Tom, grover’s got it right. You still don’t understand. How could you? You couldn’t figure it out while the crisis was red hot, and lost all that money. While i wasn’t invested in you i was invested with you, having some of the same stocks you were promoting because you just didn’t see. Including Ole’s thrice cited fmd (which i still have, rather, i bought back into, much lower than it is now). You and my former idol heebner, who famously pronounced the banks weren’t exposed back around march, before things started totally falling apart in july. It looks to me as if you still don’t understand what hit us. At least i got out of these things while you were still promoting, and i have bought into a number of them, including that fmd, much lower than where i sold, much lower than they are now, when the oft quoted pendulum did its thing in the opposite direction. Barney’s is your type guy. He really thinks fannie and freddie were the problem, not how and why they wound up being run as they were. I guess you believe the same. What makes you guys unable to change your thinking when reality dictates your thinking needs changing? You’re stuck on the concept that reality gets it wrong at times, but never you. Was it “bankrupt social policy” or bonuses greed that got the banks to write the majority of mortgages, and got all those ultimately worthless, and worse, swaps into play?
No one says the CFPB’s planned regulation of debt collectors will prevenmt the next crack up. It does however provide some level of protection against the unscrupulous acts of many financial institutions. You continue to loose credibility with me as you comment about the CFPB. I agree that many parties were to blame for the collapse of the system but at the end of the day if banks and Wall Street are allowed to do whatever they please then many consumers will get the shaft. I am not a bleeding liberal, just someone who sees things from both sides. Perhaps you should try to do the same. We should talk some day.

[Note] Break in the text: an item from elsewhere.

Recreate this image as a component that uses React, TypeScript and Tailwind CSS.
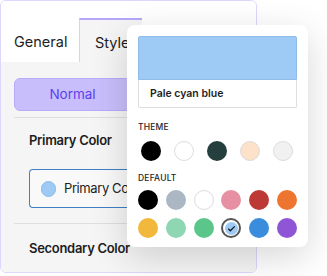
import React from 'react';

const themeColors = [
  { name: 'Black', value: '#000000', ring: false },
  { name: 'White', value: '#ffffff', ring: true },
  { name: 'Dark teal', value: '#243f3e', ring: false },
  { name: 'Peach', value: '#fbe2c9', ring: true },
  { name: 'Light gray', value: '#f1f1f1', ring: true },
];

const defaultColors = [
  { name: 'Black', value: '#000000', ring: false },
  { name: 'Cyan bluish gray', value: '#abb8c3', ring: false },
  { name: 'White', value: '#ffffff', ring: true },
  { name: 'Pale pink', value: '#e890a3', ring: false },
  { name: 'Vivid red', value: '#bd3936', ring: false },
  { name: 'Luminous vivid orange', value: '#ee7530', ring: false },
  { name: 'Luminous vivid amber', value: '#f2b83c', ring: false },
  { name: 'Light green cyan', value: '#8fd7b2', ring: false },
  { name: 'Vivid green cyan', value: '#5bc68a', ring: false },
  { name: 'Pale cyan blue', value: '#9ecbf5', ring: false, selected: true },
  { name: 'Vivid cyan blue', value: '#3a8cdc', ring: false },
  { name: 'Vivid purple', value: '#8e55d6', ring: false },
];

const Swatch: React.FC<{ value: string; ring?: boolean; selected?: boolean }> = ({ value, ring, selected }) => {
  if (selected) {
    return (
      <div className="w-5 h-5 rounded-full border-2 border-[#555] flex items-center justify-center">
        <div className="w-[13px] h-[13px] rounded-full flex items-center justify-center" style={{ backgroundColor: value }}>
          <svg viewBox="0 0 24 24" className="w-[11px] h-[11px]" fill="none" stroke="#111" strokeWidth="2.6">
            <path d="M5 12.5l4.5 4.5L19 7.5" />
          </svg>
        </div>
      </div>
    );
  }
  return (
    <div
      className={`w-5 h-5 rounded-full ${ring ? 'border border-[#dcdcdc]' : ''}`}
      style={{ backgroundColor: value }}
    />
  );
};

export default function App() {
  return (
    <div className="relative w-[327px] h-[276px] bg-white overflow-hidden font-['Inter',sans-serif] text-[#1e1e1e]">
      {/* Settings panel */}
      <div className="w-[257px] h-[273px] border border-[#ddd6fe] rounded-md overflow-hidden flex flex-col">
        <div className="h-[61px] bg-white flex items-end shrink-0">
          <div className="w-[78px] h-[44px] pl-[13px] pt-[3px] flex items-center text-[14.5px]">General</div>
          <div className="w-[63px] h-[44px] pl-[15px] pt-[3px] flex items-center text-[14.5px] bg-[#f5f5f5] border-l border-[#d9cffc] border-t-2 border-t-[#b7a6fa]">
            Style
          </div>
        </div>
        <div className="flex-1 bg-[#f5f5f5] px-[13px] pt-4">
          <div className="w-[117px] h-[33px] rounded-md bg-[#c8befb] border border-[#b9abf8] flex items-center justify-center text-[13.5px] text-[#5b3ef0]">
            Normal
          </div>
          <div className="mt-[6px] border-t border-[#dedede]" />
          <div className="pl-[15px] mt-[12px] text-[13px] font-semibold leading-5 tracking-[-0.3px]">Primary Color</div>
          <div className="ml-[15px] mt-[19px] h-[39px] w-[99px] border border-r-0 border-[#3f7fc4] rounded-l bg-[#f9f9f9] flex items-center pl-[11px] gap-[8px]">
            <div className="w-[15px] h-[16px] shrink-0 rounded-full bg-[#9ecbf5] border border-[#8cbbe6]" />
            <span className="text-[13px] whitespace-nowrap tracking-[-0.4px]">Primary Co</span>
          </div>
          <div className="mt-[15px] border-t border-[#dedede]" />
          <div className="pl-[15px] mt-[14px] text-[13px] font-semibold leading-5 tracking-[-0.3px] whitespace-nowrap">Secondary Color</div>
        </div>
      </div>

      {/* Color popover */}
      <div className="absolute left-[127px] top-[25px] w-[181px] h-[222px] bg-white rounded-lg shadow-[0_10px_36px_rgba(0,0,0,0.16)] p-[11px]">
        <div className="h-[44px] bg-[#9ecbf5] border border-[#8fbde8] rounded-t-[2px]" />
        <div className="h-[28px] border border-t-0 border-[#dedede] rounded-b-[2px] flex items-center pl-[11px] text-[10.5px] font-semibold">
          Pale cyan blue
        </div>
        <div className="mt-[14px] text-[8.5px] font-medium tracking-[0.2px] leading-[10px]">THEME</div>
        <div className="mt-[9px] flex gap-[13px] pl-[3px]">
          {themeColors.map((c) => (
            <Swatch key={c.name} value={c.value} ring={c.ring} />
          ))}
        </div>
        <div className="mt-[12px] text-[8.5px] font-medium tracking-[0.2px] leading-[10px]">DEFAULT</div>
        <div className="mt-[7px] grid grid-cols-6 gap-y-[8px] justify-items-start gap-x-[7.8px]">
          {defaultColors.map((c) => (
            <Swatch key={c.name} value={c.value} ring={c.ring} selected={c.selected} />
          ))}
        </div>
      </div>
    </div>
  );
}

Grover13, great summation. I think Mr. brown might be carrying water for the GOP.
Thanks for replying. So then, set me straight….if Graham/Leach/Bliley had no impact, then why did the investment banks only dramatically increase subprime volume after that legislation passed? What access did they have to originate their own mortgage pipelines prior to that point? I’m fairly confident the answer is “None”, as Glass-Steagal prohibited it. If you have knowledge to the contrary, please share.

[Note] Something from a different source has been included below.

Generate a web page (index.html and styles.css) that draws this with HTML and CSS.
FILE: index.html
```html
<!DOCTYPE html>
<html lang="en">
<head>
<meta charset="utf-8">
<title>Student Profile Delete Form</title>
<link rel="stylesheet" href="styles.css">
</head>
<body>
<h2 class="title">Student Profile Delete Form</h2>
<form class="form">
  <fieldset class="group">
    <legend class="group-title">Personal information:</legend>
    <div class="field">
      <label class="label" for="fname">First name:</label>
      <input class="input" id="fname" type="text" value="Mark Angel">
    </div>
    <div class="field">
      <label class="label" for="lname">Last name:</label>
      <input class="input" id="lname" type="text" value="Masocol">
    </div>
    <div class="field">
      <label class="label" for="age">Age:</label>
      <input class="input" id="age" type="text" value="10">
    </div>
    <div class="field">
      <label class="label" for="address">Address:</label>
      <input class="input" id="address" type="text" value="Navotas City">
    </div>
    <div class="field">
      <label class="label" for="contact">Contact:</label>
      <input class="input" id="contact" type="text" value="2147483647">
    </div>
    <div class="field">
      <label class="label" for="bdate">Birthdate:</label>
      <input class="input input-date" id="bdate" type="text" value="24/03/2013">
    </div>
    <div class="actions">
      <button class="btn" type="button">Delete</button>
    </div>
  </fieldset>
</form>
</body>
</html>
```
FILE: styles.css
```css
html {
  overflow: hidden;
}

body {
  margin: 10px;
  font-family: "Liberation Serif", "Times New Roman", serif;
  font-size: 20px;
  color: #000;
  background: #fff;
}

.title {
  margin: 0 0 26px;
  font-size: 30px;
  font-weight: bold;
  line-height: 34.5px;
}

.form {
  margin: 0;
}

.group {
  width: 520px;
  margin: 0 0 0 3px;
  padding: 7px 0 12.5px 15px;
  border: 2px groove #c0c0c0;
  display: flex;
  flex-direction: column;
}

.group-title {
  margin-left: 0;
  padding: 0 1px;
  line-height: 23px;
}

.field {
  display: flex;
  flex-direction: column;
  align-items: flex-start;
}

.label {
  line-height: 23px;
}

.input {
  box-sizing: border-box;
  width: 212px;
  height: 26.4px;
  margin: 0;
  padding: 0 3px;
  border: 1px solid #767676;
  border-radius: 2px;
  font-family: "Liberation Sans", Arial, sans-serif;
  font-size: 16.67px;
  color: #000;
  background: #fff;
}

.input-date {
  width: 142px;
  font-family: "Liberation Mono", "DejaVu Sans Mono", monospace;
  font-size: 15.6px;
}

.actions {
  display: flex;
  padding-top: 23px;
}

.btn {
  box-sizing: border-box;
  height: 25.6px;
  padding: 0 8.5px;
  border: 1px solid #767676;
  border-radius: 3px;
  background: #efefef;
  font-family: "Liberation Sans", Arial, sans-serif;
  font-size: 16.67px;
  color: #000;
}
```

That being said….prior to 2005, a sudden souring of the mortgage market would have lost a lot of investors a lot of money- but not toppled the system. That was accomodated when SEC genius Chairman Cox deregulated further, and allowed investment banks to increase their leverage from roughly 12-1 to over 30-1 ratios. Then when the market did go sour, everyone crumbled under the sheer magnitude because they were all levered to the hilt.
There are contributors all throughout the system to the perfect storm that became our financial crisis of the century. But it all started when Glass Steagal was repealed. It needs to be reinstated.
Right on. Not one of the supervisory Alphabet Agency beaurocrats lost their job, much less, pension benefits–and they’re hiring. You should do an indepth on the multiple supervisory costs(especially the Patriot Act-relateds) as a % of assets and revenue and the amount of fees necessary just to stay even with 2010. SWP
Ole, you must be a complete idiot. Congrats!
Ole, you must be a complete idiot. Congrats!
the CFPB is not only hiring the same regulators that failed us during the housing crisis, but also giving them a big raise. if you think the new CFPB/Bureau will prevent the next crisis, you simply don’t get it. the Bureau at best gives a false sense of security. the Bureau’s agenda is not to fend off the next crisis, but to execute the commander in chief’s political agenda, all in the name of doing right be the little guy. what do we have thus far? Banks charging fees to close bank accounts, no more free checking, bank accounts with fees 30% higher, average NSF fees higher, and so on. the consumer is getting killed by this so called consumer protection Bureau. on the business side, businesses are absolutely paralyzed by dodd-frank. that is why they are so cautious to lend (or simply not lending). businesses are just trying to make heads and tails out of this terribly written, extremely complex, arbirtrary, vague, and ambiguous regulatory montrosity. it’s simple math…higher costs to lend, less lending = higher cost, less lending. and, collection agencies already have their hands tied. they can’t even call a cell phone number for a customer that their customer didnt’ give to them using standard dialer technology. they have to be licensed by nearly every state, be audited by nearly every state, and now have the bureau to deal with too. same applies to so many other areas of dodd frank, including payday lending, consumer lending, open ended credit, credit cards, etc. All of these areas already have mounds of laws to contend with, and the Bureau is another layer but in the worst way. the words ‘abusive’ and ‘deceptive’ are based on this new idea of behavioral economics which simply states the consumer doesn’t know better and it’s business’ responsibility to warn them appropriately…to even withhold services to them. these standards are new and destructive. anyone who thinks dodd frank is good for the economy doesn’t know a damn thing about it. we a
Other than rebublican talking points What factual ecvidence do you have to prove that the the Government encouraged sub prime lending and that this was a major cause of the financial crisis? The bipartsan Financial Crisis Inquiry Commision found that the CRA (the usual republican scapegoat for this argument) was not a material cause. In the last two years before the crisis, most of the subprime mortgages and pretty much all of the CDOs and credit default swaps were underwritten in the private sector. There were multiple complex causes of the crisis, poor regulation being one of them but a review of the data would indicate that the private sector was mostly to blame
JRG: Do you deny the government’s (both dems and republicans) policy to encourage and increase home ownership via subprime lending? If you agree that government played some role w/wall st., I don’t think citing a “government commission” report necessarily breeds a lot of confidence (I don’t care if they call it bi-partisan) when it comes to correctly assigning responsibility. Additionally, I don’t believe it was a unanimous vote on the final report. In my view after working in the financial services industry for over 35 years, consumers, GSEs, wall st., rating agencies, and money managers were all greedy participants (direct and indirct participants in the mortgage security food-chain) with the government (in my view for votes) and the fed promoting and encouraging the environment.
Larry Summers was right… there are no adults left in the White House.
You may not understand the Volcker Rule; it would have changed the magnitude of the crisis very little.